Hours after the development, the National Board of Revenue (NBR) transferred nine commissioners of VAT and customs, including Syed Mushfequr Rahman, the director-general of the VAT Audit, Intelligence and Investigation Directorate (VATAIID). Rahman signed the letter.
Rahman has been transferred to the VAT Commissionerate Dhaka West. He had headed the VAT Online Project before his assignment as the DG of the VAT Intelligence at the end of last year.
The NBR field office had asked banks to examine documents from loan applicants and alert them if any discrepancies are found.
On June 18, the VAT Intelligence office issued the letter to the central bank and copied the letter to chief executives of banks in a bid to detect evasion and increase collection of the indirect tax, the biggest source of revenue for the government.
In the letter, the wing said businesses furnish their purchase-sales as well as data of financial transactions in their returns submitted to the field offices of VAT. And the government becomes aware of payable and deposited amounts of VAT through the returns.
"So, the return is a very important document under the VAT law and consistency between information provided in the VAT returns and annual financial statements is vital," said the letter.
However, the letter said, during an audit of commercial activities by firms, a discrepancy between annual financial statements/audit report and sales data shown in VAT returns is often found.
"As a result of such activities by taxpayers, actual turnover remains undeclared and the government is deprived of a proper amount of revenue which is undesirable," said the letter, adding that these sorts of activities are a clear violation of the VAT and Supplementary Duty Act 2012 and the Financial Reporting Act 2015.
The VAT Intelligence office cited the anomalies between VAT returns and financial statements and called on banks to examine the documents while considering loan applications of taxpayers.
Similarly, it asked lenders to inform it instantly in case of detection of any dissimilarity in turnover figures and warned that bankers would be responsible if any anomalies are detected later.
Yesterday, the VAT Audit Intelligence office said the previous directive was issued as a part of its strategy to increase revenue collection.
However, it is important to keep the wheel of the economy rolling during the pandemic.

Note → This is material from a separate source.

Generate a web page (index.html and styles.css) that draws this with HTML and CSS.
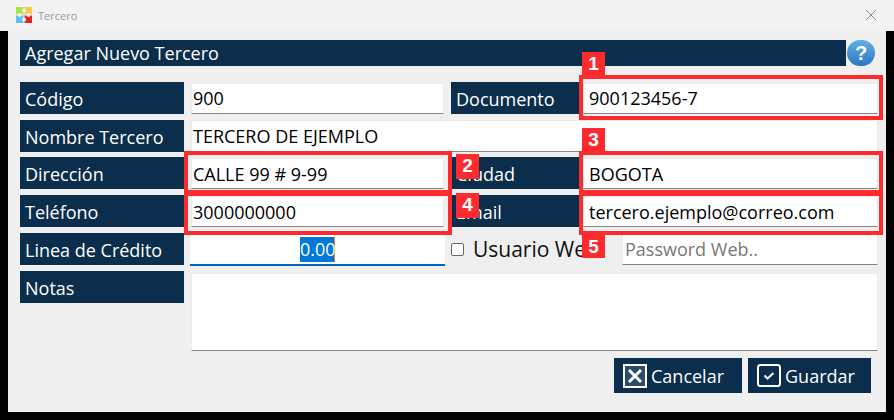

It is also important for all to be cautious so that taxpayers do not face any problem, said the VAT intelligence office.
The field office of the NBR said it cancelled the previous directive given the coronavirus pandemic so that businesses could avail the government-declared stimulus package easily and trade and economic activities can return to normalcy.
Rahman refused to comment.
However, Ahsan H Mansur, executive director of the Policy Research Institute of Bangladesh, said revenue flow would have increased significantly had the initiative been successful because firms would have to show the actual picture to get loans.

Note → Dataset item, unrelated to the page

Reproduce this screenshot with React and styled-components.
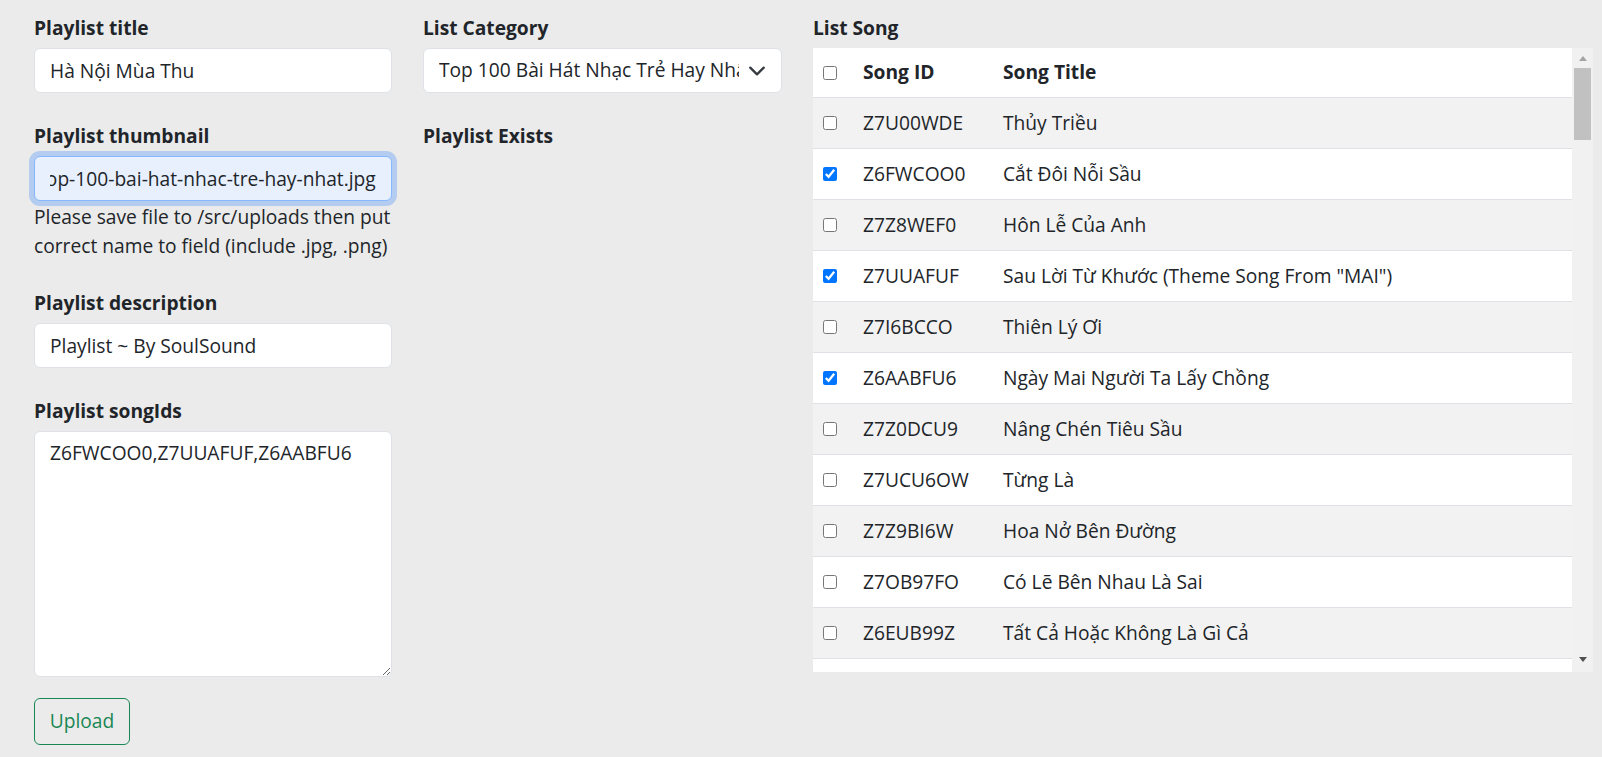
import React, { useEffect, useRef } from "react";
import styled, { createGlobalStyle } from "styled-components";

const FONT = `"Segoe UI", "Open Sans", "Noto Sans", sans-serif`;

const Global = createGlobalStyle`
  html, body { margin: 0; padding: 0; background: #ebebeb; }
  body {
    font-family: ${FONT};
    font-size: 19.2px;
    line-height: 1.5;
    color: #212529;
  }
  *, *::before, *::after { box-sizing: border-box; }
`;

const Page = styled.div`
  display: grid;
  grid-template-columns: 358px 359px 780px;
  column-gap: 31px;
  align-items: start;
  padding: 13px 9px 0 34px;
  min-height: 757px;
`;

const Column = styled.div`
  display: flex;
  flex-direction: column;
`;

const Field = styled.div`
  display: flex;
  flex-direction: column;
  margin-bottom: ${(p) => p.$mb ?? 28}px;
`;

const Label = styled.label`
  font-weight: 700;
  line-height: 29px;
  margin-bottom: 6px;
`;

const TextInput = styled.input`
  height: 45px;
  width: 100%;
  padding: 0 15px;
  font: inherit;
  color: #212529;
  background: ${(p) => (p.$autofill ? "#e8f0fe" : "#fff")};
  border: 1px solid ${(p) => (p.$focused ? "#86b7fe" : "#dee2e6")};
  border-radius: 6px;
  box-shadow: ${(p) => (p.$focused ? "0 0 0 5px rgba(13,110,253,.25)" : "none")};
  outline: none;
`;

const Help = styled.div`
  margin-top: 1px;
  line-height: 29px;
  white-space: nowrap;
`;

const TextArea = styled.textarea`
  height: 246px;
  width: 100%;
  padding: 7px 15px;
  font: inherit;
  line-height: 1.5;
  color: #212529;
  background: #fff;
  border: 1px solid #dee2e6;
  border-radius: 6px;
  resize: vertical;
  outline: none;
`;

const OutlineButton = styled.button`
  align-self: flex-start;
  width: 96px;
  height: 47px;
  padding: 0;
  font: inherit;
  color: #198754;
  background: transparent;
  border: 1px solid #198754;
  border-radius: 6px;
  cursor: pointer;
`;

const SelectWrap = styled.div`
  position: relative;
  height: 45px;
`;

const Select = styled.select`
  appearance: none;
  -webkit-appearance: none;
  width: 100%;
  height: 45px;
  padding: 0 42px 0 15px;
  font: inherit;
  color: #212529;
  background: #fff;
  border: 1px solid #dee2e6;
  border-radius: 6px;
  outline: none;
`;

const Chevron = styled.svg`
  position: absolute;
  right: 16px;
  top: 50%;
  transform: translateY(-50%);
  pointer-events: none;
`;

const TableBox = styled.div`
  display: flex;
  height: 624px;
  background: #fff;
`;

const TableScroll = styled.div`
  flex: 1;
  overflow: hidden;
`;

const Row = styled.div`
  display: grid;
  grid-template-columns: 40px 140px 1fr;
  align-items: center;
  height: ${(p) => (p.$head ? 50 : 51)}px;
  border-bottom: 1px solid #dee2e6;
  background: ${(p) => (p.$striped ? "#f2f2f2" : "#fff")};
  font-weight: ${(p) => (p.$head ? 700 : 400)};
`;

const Cell = styled.div`
  display: flex;
  align-items: center;
  padding-left: 10px;
  white-space: nowrap;
  overflow: hidden;
`;

const Check = styled.input`
  width: 14px;
  height: 14px;
  margin: 0;
  accent-color: #0075ff;
`;

const ScrollTrack = styled.div`
  width: 21px;
  display: flex;
  flex-direction: column;
  align-items: center;
  background: #f1f1f1;
`;

const ArrowBtn = styled.div`
  height: 20px;
  width: 100%;
  display: flex;
  align-items: center;
  justify-content: center;
  &::after {
    content: "";
    width: 0;
    height: 0;
    border-left: 4.5px solid transparent;
    border-right: 4.5px solid transparent;
    ${(p) =>
      p.$dir === "up"
        ? `border-bottom: 5px solid #a3a3a3;`
        : `border-top: 5px solid #505050; margin-top: -6px;`}
  }
`;

const Thumb = styled.div`
  width: 17px;
  height: 72px;
  background: #c1c1c1;
`;

const Spacer = styled.div`
  flex: 1;
`;

const songs = [
  ["Z7U00WDE", "Thủy Triều", false],
  ["Z6FWCOO0", "Cắt Đôi Nỗi Sầu", true],
  ["Z7Z8WEF0", "Hôn Lễ Của Anh", false],
  ["Z7UUAFUF", 'Sau Lời Từ Khước (Theme Song From "MAI")', true],
  ["Z7I6BCCO", "Thiên Lý Ơi", false],
  ["Z6AABFU6", "Ngày Mai Người Ta Lấy Chồng", true],
  ["Z7Z0DCU9", "Nâng Chén Tiêu Sầu", false],
  ["Z7UCU6OW", "Từng Là", false],
  ["Z7Z9BI6W", "Hoa Nở Bên Đường", false],
  ["Z7OB97FO", "Có Lẽ Bên Nhau Là Sai", false],
  ["Z6EUB99Z", "Tất Cả Hoặc Không Là Gì Cả", false],
];

export default function App() {
  const thumbRef = useRef(null);
  useEffect(() => {
    const el = thumbRef.current;
    if (el) el.scrollLeft = el.scrollWidth;
  }, []);

  return (
    <>
      <Global />
      <Page>
        <Column>
          <Field>
            <Label>Playlist title</Label>
            <TextInput defaultValue="Hà Nội Mùa Thu" />
          </Field>
          <Field>
            <Label>Playlist thumbnail</Label>
            <TextInput
              ref={thumbRef}
              $autofill
              $focused
              defaultValue="top-100-bai-hat-nhac-tre-hay-nhat.jpg"
            />
            <Help>
              Please save file to /src/uploads then put
              <br />
              correct name to field (include .jpg, .png)
            </Help>
          </Field>
          <Field>
            <Label>Playlist description</Label>
            <TextInput defaultValue="Playlist ~ By SoulSound" />
          </Field>
          <Field $mb={21}>
            <Label>Playlist songIds</Label>
            <TextArea defaultValue="Z6FWCOO0,Z7UUAFUF,Z6AABFU6" />
          </Field>
          <OutlineButton type="button">Upload</OutlineButton>
        </Column>

        <Column>
          <Field>
            <Label>List Category</Label>
            <SelectWrap>
              <Select defaultValue="top100">
                <option value="top100">Top 100 Bài Hát Nhạc Trẻ Hay Nhất</option>
                <option value="vpop">V-Pop Hot</option>
              </Select>
              <Chevron width="18" height="18" viewBox="0 0 16 16" fill="none">
                <path
                  d="m2 5 6 6 6-6"
                  stroke="#343a40"
                  strokeWidth="2"
                  strokeLinecap="round"
                  strokeLinejoin="round"
                />
              </Chevron>
            </SelectWrap>
          </Field>
          <Field>
            <Label>Playlist Exists</Label>
          </Field>
        </Column>

        <Column>
          <Label>List Song</Label>
          <TableBox>
            <TableScroll>
              <Row $head>
                <Cell>
                  <Check type="checkbox" />
                </Cell>
                <Cell>Song ID</Cell>
                <Cell>Song Title</Cell>
              </Row>
              {songs.map(([id, title, checked], i) => (
                <Row key={id} $striped={i % 2 === 0}>
                  <Cell>
                    <Check type="checkbox" defaultChecked={checked} />
                  </Cell>
                  <Cell>{id}</Cell>
                  <Cell>{title}</Cell>
                </Row>
              ))}
            </TableScroll>
            <ScrollTrack>
              <ArrowBtn $dir="up" />
              <Thumb />
              <Spacer />
              <ArrowBtn $dir="down" />
            </ScrollTrack>
          </TableBox>
        </Column>
      </Page>
    </>
  );
}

He, however, said it is not the responsibility of banks to do what the VAT department needs to do.
"They (NBR) have to do their own jobs. They need to do their own homework. If needed, they can ask banks for information on selected cases, not on a wholesale basis. And this can be done based on permission from the Bangladesh Bank."
"A strong lobby might have worked against the move. They might have exerted pressure on the NBR to stop the move even before a clarification comes from the central bank."

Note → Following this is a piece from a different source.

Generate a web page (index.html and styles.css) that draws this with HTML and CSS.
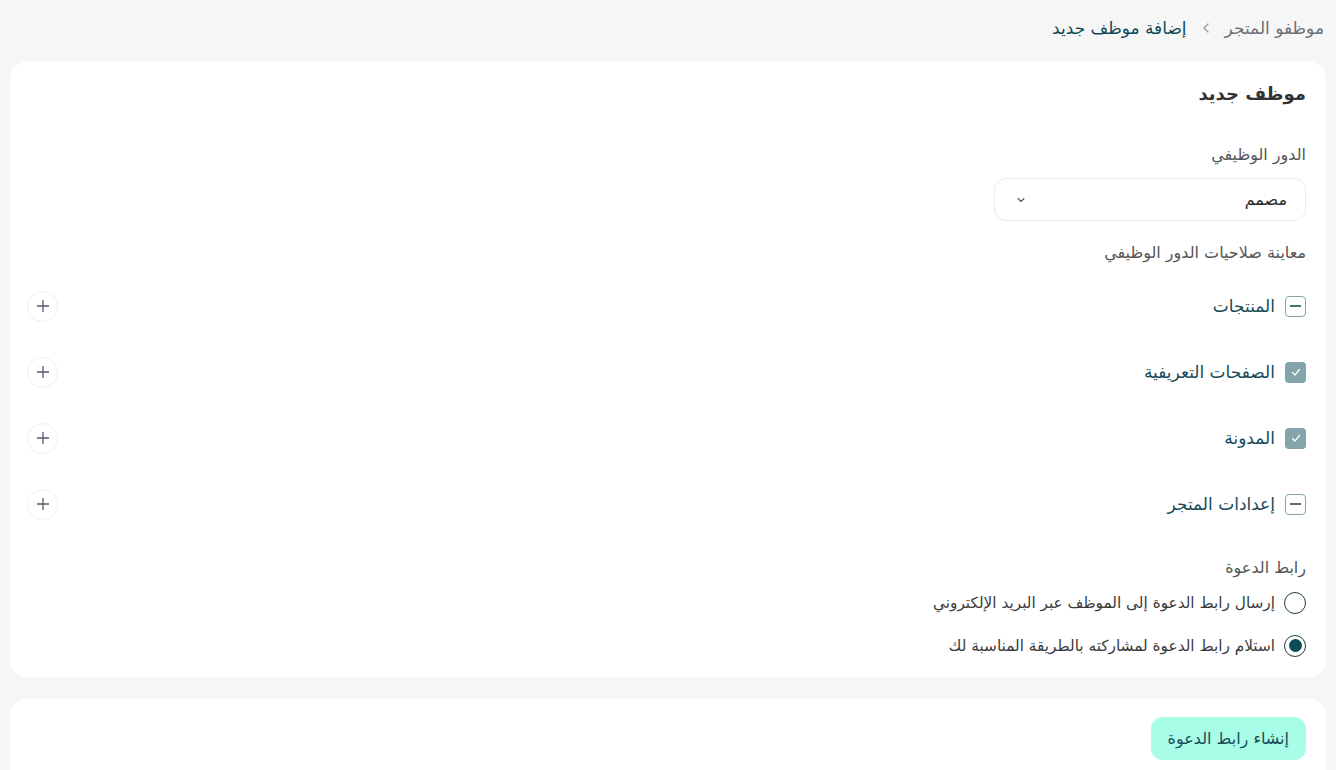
FILE: index.html
```html
<!DOCTYPE html>
<html lang="ar" dir="rtl">
<head>
<meta charset="utf-8">
<link rel="stylesheet" href="styles.css">
</head>
<body>
<nav class="crumbs">
  <span class="crumb-muted">موظفو المتجر</span>
  <svg class="crumb-sep" width="14" height="14" viewBox="0 0 14 14"><path d="M9 3 L5 7 L9 11" fill="none" stroke="#9aa0a6" stroke-width="1.4" stroke-linecap="round" stroke-linejoin="round"/></svg>
  <span class="crumb-current">إضافة موظف جديد</span>
</nav>

<section class="card main-card">
  <h1 class="title">موظف جديد</h1>

  <div class="field">
    <label class="label">الدور الوظيفي</label>
    <div class="select">
      <span>مصمم</span>
      <svg width="12" height="12" viewBox="0 0 12 12"><path d="M3 4.5 L6 7.5 L9 4.5" fill="none" stroke="#555" stroke-width="1.1" stroke-linecap="round" stroke-linejoin="round"/></svg>
    </div>
  </div>

  <div class="label preview-label">معاينة صلاحيات الدور الوظيفي</div>

  <ul class="perms">
    <li class="perm">
      <span class="check check-partial"><span class="dash"></span></span>
      <span class="perm-name">المنتجات</span>
      <span class="spacer"></span>
      <button class="plus"><svg width="14" height="14" viewBox="0 0 14 14"><path d="M7 1 V13 M1 7 H13" stroke="#555b6e" stroke-width="1.3"/></svg></button>
    </li>
    <li class="perm">
      <span class="check check-on"><svg width="12" height="12" viewBox="0 0 12 12"><path d="M2.5 6.5 L5 9 L9.5 3.5" fill="none" stroke="#fff" stroke-width="1.2" stroke-linecap="round" stroke-linejoin="round"/></svg></span>
      <span class="perm-name">الصفحات التعريفية</span>
      <span class="spacer"></span>
      <button class="plus"><svg width="14" height="14" viewBox="0 0 14 14"><path d="M7 1 V13 M1 7 H13" stroke="#555b6e" stroke-width="1.3"/></svg></button>
    </li>
    <li class="perm">
      <span class="check check-on"><svg width="12" height="12" viewBox="0 0 12 12"><path d="M2.5 6.5 L5 9 L9.5 3.5" fill="none" stroke="#fff" stroke-width="1.2" stroke-linecap="round" stroke-linejoin="round"/></svg></span>
      <span class="perm-name">المدونة</span>
      <span class="spacer"></span>
      <button class="plus"><svg width="14" height="14" viewBox="0 0 14 14"><path d="M7 1 V13 M1 7 H13" stroke="#555b6e" stroke-width="1.3"/></svg></button>
    </li>
    <li class="perm">
      <span class="check check-partial"><span class="dash"></span></span>
      <span class="perm-name">إعدادات المتجر</span>
      <span class="spacer"></span>
      <button class="plus"><svg width="14" height="14" viewBox="0 0 14 14"><path d="M7 1 V13 M1 7 H13" stroke="#555b6e" stroke-width="1.3"/></svg></button>
    </li>
  </ul>

  <div class="label invite-label">رابط الدعوة</div>
  <div class="radios">
    <div class="radio-row">
      <span class="radio"></span>
      <span class="radio-text">إرسال رابط الدعوة إلى الموظف عبر البريد الإلكتروني</span>
    </div>
    <div class="radio-row">
      <span class="radio radio-on"><span class="dot"></span></span>
      <span class="radio-text">استلام رابط الدعوة لمشاركته بالطريقة المناسبة لك</span>
    </div>
  </div>
</section>

<section class="card footer-card">
  <button class="primary">إنشاء رابط الدعوة</button>
</section>
</body>
</html>
```

FILE: styles.css
```css
* { box-sizing: border-box; }
html, body { margin: 0; padding: 0; }
body {
  background: #f6f6f6;
  font-family: "DejaVu Sans", sans-serif;
  color: #3a3a3a;
  font-size: 16px;
  padding: 0 10px;
  height: 770px;
  overflow: hidden;
}
.crumbs {
  display: flex;
  align-items: center;
  gap: 12px;
  height: 55px;
  padding: 0 2px 0 0;
  font-size: 17px;
}
.crumb-muted { color: #6b6f76; }
.crumb-current { color: #0d4a56; }
.crumb-sep { display: block; }

.card {
  background: #fff;
  border-radius: 16px;
}
.main-card {
  margin-top: 7px;
  padding: 18px 20px 10px 20px;
}
.title {
  margin: 0;
  font-size: 18px;
  font-weight: 700;
  color: #333;
  line-height: 28px;
}
.field { margin-top: 34px; }
.label {
  color: #555;
  font-size: 16px;
  line-height: 26px;
}
.select {
  margin-top: 10px;
  width: 312px;
  height: 43px;
  border: 1px solid #ebebeb;
  border-radius: 12px;
  display: flex;
  align-items: center;
  justify-content: space-between;
  padding: 0 18px 0 20px;
  color: #2c2c2c;
}
.select svg { display: block; }
.preview-label { margin-top: 19px; }

.perms {
  list-style: none;
  margin: 7px 0 0 0;
  padding: 0;
}
.perm {
  display: flex;
  align-items: center;
  height: 66px;
}
.check {
  width: 21px;
  height: 21px;
  border-radius: 4px;
  display: flex;
  align-items: center;
  justify-content: center;
  flex: none;
}
.check-partial {
  border: 1.5px solid #87a5aa;
  background: #fff;
}
.check-partial .dash {
  width: 11px;
  height: 1.5px;
  background: #4e6f75;
}
.check-on { background: #82a4aa; }
.check svg { display: block; }
.perm-name {
  margin-right: 10px;
  color: #164a55;
  font-size: 17px;
}
.spacer { flex: 1; }
.plus {
  width: 31px;
  height: 31px;
  border-radius: 50%;
  border: 1px solid #f0f0f0;
  background: #fff;
  display: flex;
  align-items: center;
  justify-content: center;
  padding: 0;
  margin-left: -3px;
}
.plus svg { display: block; }

.invite-label { margin-top: 18px; }
.radios { margin-top: 0; }
.radio-row {
  display: flex;
  align-items: center;
  gap: 9px;
  height: 43px;
}
.radio {
  width: 22px;
  height: 22px;
  border-radius: 50%;
  border: 1.5px solid #1f3d44;
  display: flex;
  align-items: center;
  justify-content: center;
  flex: none;
}
.radio-on .dot {
  width: 13px;
  height: 13px;
  border-radius: 50%;
  background: #0c4b55;
}
.radio-text { color: #3a3a3a; font-size: 15.3px; }

.footer-card {
  margin-top: 22px;
  padding: 18px 20px 30px;
}
.primary {
  font-family: inherit;
  font-size: 16px;
  color: #1c4a55;
  background: #a7fde6;
  border: none;
  border-radius: 12px;
  height: 43px;
  padding: 0 17px;
}
```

The NBR and the central bank should take an initiative to make loans sanctionable based on declarations made by taxpayers in income tax and VAT returns, the former economist of the International Monetary Fund said.
Other countries, including the US, provide loans based on income and sales reported in tax returns, he said, adding that the NBR should write to the BB in this regard.
Syed Mahbubur Rahman, managing director & CEO of Mutual Trust Bank Ltd welcomed the NBR's decision.
VAT is the biggest source of revenue collection and the officials under the department were assigned to collect Tk 108,600 crore out of the total revised target of Tk 300,500 crore for fiscal 2019-20, which ended yesterday.
Collection of indirect tax fell in the July-May period due to a slump in business activities following the coronavirus outbreak. VAT collection dropped 1.26 per cent year-on-year to Tk 75,900 crore during the period.
For fiscal 2020-21, the government has given VAT officials the target to collect Tk 125,160 crore, up 14 per cent from the previous year.